### [Short task]
Write out the material exactly, leaving every picture behind.

— start of Data segment —

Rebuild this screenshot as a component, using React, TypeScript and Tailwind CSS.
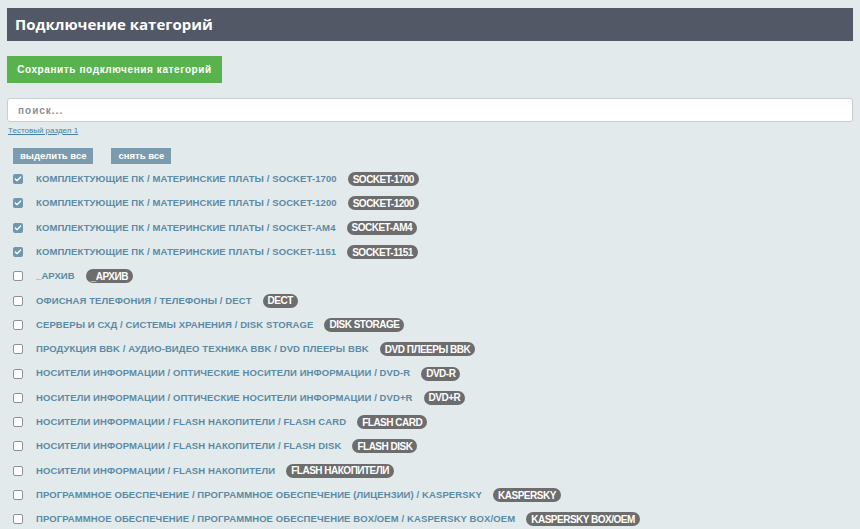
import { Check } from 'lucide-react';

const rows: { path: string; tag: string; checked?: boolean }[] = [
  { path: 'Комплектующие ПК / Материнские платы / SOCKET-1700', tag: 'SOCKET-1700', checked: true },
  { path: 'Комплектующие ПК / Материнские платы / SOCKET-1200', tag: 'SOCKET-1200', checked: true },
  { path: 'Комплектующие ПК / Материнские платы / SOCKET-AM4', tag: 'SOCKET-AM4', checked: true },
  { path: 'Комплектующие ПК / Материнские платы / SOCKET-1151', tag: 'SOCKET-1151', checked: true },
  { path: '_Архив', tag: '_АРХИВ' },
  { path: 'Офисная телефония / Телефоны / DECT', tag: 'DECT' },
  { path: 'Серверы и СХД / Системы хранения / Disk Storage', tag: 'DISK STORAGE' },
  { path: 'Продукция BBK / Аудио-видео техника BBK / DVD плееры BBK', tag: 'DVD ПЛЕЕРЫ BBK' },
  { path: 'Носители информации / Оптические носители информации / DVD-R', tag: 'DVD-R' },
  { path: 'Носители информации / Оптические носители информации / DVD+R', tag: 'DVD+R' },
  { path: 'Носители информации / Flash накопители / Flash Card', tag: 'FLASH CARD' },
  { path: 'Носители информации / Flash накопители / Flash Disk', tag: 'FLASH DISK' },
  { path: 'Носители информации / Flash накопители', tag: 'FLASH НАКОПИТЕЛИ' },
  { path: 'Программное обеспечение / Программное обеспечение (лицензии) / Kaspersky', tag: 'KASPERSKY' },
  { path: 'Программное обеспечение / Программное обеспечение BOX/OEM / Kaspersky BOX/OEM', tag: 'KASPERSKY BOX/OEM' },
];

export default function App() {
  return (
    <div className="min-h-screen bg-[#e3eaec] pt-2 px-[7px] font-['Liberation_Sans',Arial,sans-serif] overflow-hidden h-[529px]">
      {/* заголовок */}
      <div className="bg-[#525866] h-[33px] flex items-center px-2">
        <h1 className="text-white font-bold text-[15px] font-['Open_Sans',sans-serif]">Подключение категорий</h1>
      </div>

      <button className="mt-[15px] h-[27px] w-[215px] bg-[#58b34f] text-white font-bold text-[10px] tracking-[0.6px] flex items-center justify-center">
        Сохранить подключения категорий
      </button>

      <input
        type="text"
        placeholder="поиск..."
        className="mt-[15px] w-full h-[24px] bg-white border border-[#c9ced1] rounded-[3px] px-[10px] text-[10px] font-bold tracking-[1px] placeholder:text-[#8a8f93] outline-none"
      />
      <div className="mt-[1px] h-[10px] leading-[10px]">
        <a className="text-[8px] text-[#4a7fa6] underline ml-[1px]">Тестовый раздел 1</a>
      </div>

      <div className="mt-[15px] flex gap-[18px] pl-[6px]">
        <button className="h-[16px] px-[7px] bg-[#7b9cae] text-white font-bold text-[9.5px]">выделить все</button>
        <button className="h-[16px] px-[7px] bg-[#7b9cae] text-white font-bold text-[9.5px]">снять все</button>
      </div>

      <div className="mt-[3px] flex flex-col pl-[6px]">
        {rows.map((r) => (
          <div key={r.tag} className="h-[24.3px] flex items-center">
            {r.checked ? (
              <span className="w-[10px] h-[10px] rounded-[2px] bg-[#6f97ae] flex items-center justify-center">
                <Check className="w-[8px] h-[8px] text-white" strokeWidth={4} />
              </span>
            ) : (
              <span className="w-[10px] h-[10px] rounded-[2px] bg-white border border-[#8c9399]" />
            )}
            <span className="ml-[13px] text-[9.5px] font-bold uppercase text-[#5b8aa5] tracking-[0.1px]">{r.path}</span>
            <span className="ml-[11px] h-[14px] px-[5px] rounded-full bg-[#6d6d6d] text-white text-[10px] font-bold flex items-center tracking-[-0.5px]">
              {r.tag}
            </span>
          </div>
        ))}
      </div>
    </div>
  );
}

— end of Data segment —

### [Task result]
Rebuild this screenshot as a component, using React, TypeScript and Tailwind CSS.
import { Check } from 'lucide-react';

const rows: { path: string; tag: string; checked?: boolean }[] = [
  { path: 'Комплектующие ПК / Материнские платы / SOCKET-1700', tag: 'SOCKET-1700', checked: true },
  { path: 'Комплектующие ПК / Материнские платы / SOCKET-1200', tag: 'SOCKET-1200', checked: true },
  { path: 'Комплектующие ПК / Материнские платы / SOCKET-AM4', tag: 'SOCKET-AM4', checked: true },
  { path: 'Комплектующие ПК / Материнские платы / SOCKET-1151', tag: 'SOCKET-1151', checked: true },
  { path: '_Архив', tag: '_АРХИВ' },
  { path: 'Офисная телефония / Телефоны / DECT', tag: 'DECT' },
  { path: 'Серверы и СХД / Системы хранения / Disk Storage', tag: 'DISK STORAGE' },
  { path: 'Продукция BBK / Аудио-видео техника BBK / DVD плееры BBK', tag: 'DVD ПЛЕЕРЫ BBK' },
  { path: 'Носители информации / Оптические носители информации / DVD-R', tag: 'DVD-R' },
  { path: 'Носители информации / Оптические носители информации / DVD+R', tag: 'DVD+R' },
  { path: 'Носители информации / Flash накопители / Flash Card', tag: 'FLASH CARD' },
  { path: 'Носители информации / Flash накопители / Flash Disk', tag: 'FLASH DISK' },
  { path: 'Носители информации / Flash накопители', tag: 'FLASH НАКОПИТЕЛИ' },
  { path: 'Программное обеспечение / Программное обеспечение (лицензии) / Kaspersky', tag: 'KASPERSKY' },
  { path: 'Программное обеспечение / Программное обеспечение BOX/OEM / Kaspersky BOX/OEM', tag: 'KASPERSKY BOX/OEM' },
];

export default function App() {
  return (
    <div className="min-h-screen bg-[#e3eaec] pt-2 px-[7px] font-['Liberation_Sans',Arial,sans-serif] overflow-hidden h-[529px]">
      {/* заголовок */}
      <div className="bg-[#525866] h-[33px] flex items-center px-2">
        <h1 className="text-white font-bold text-[15px] font-['Open_Sans',sans-serif]">Подключение категорий</h1>
      </div>

      <button className="mt-[15px] h-[27px] w-[215px] bg-[#58b34f] text-white font-bold text-[10px] tracking-[0.6px] flex items-center justify-center">
        Сохранить подключения категорий
      </button>

      <input
        type="text"
        placeholder="поиск..."
        className="mt-[15px] w-full h-[24px] bg-white border border-[#c9ced1] rounded-[3px] px-[10px] text-[10px] font-bold tracking-[1px] placeholder:text-[#8a8f93] outline-none"
      />
      <div className="mt-[1px] h-[10px] leading-[10px]">
        <a className="text-[8px] text-[#4a7fa6] underline ml-[1px]">Тестовый раздел 1</a>
      </div>

      <div className="mt-[15px] flex gap-[18px] pl-[6px]">
        <button className="h-[16px] px-[7px] bg-[#7b9cae] text-white font-bold text-[9.5px]">выделить все</button>
        <button className="h-[16px] px-[7px] bg-[#7b9cae] text-white font-bold text-[9.5px]">снять все</button>
      </div>

      <div className="mt-[3px] flex flex-col pl-[6px]">
        {rows.map((r) => (
          <div key={r.tag} className="h-[24.3px] flex items-center">
            {r.checked ? (
              <span className="w-[10px] h-[10px] rounded-[2px] bg-[#6f97ae] flex items-center justify-center">
                <Check className="w-[8px] h-[8px] text-white" strokeWidth={4} />
              </span>
            ) : (
              <span className="w-[10px] h-[10px] rounded-[2px] bg-white border border-[#8c9399]" />
            )}
            <span className="ml-[13px] text-[9.5px] font-bold uppercase text-[#5b8aa5] tracking-[0.1px]">{r.path}</span>
            <span className="ml-[11px] h-[14px] px-[5px] rounded-full bg-[#6d6d6d] text-white text-[10px] font-bold flex items-center tracking-[-0.5px]">
              {r.tag}
            </span>
          </div>
        ))}
      </div>
    </div>
  );
}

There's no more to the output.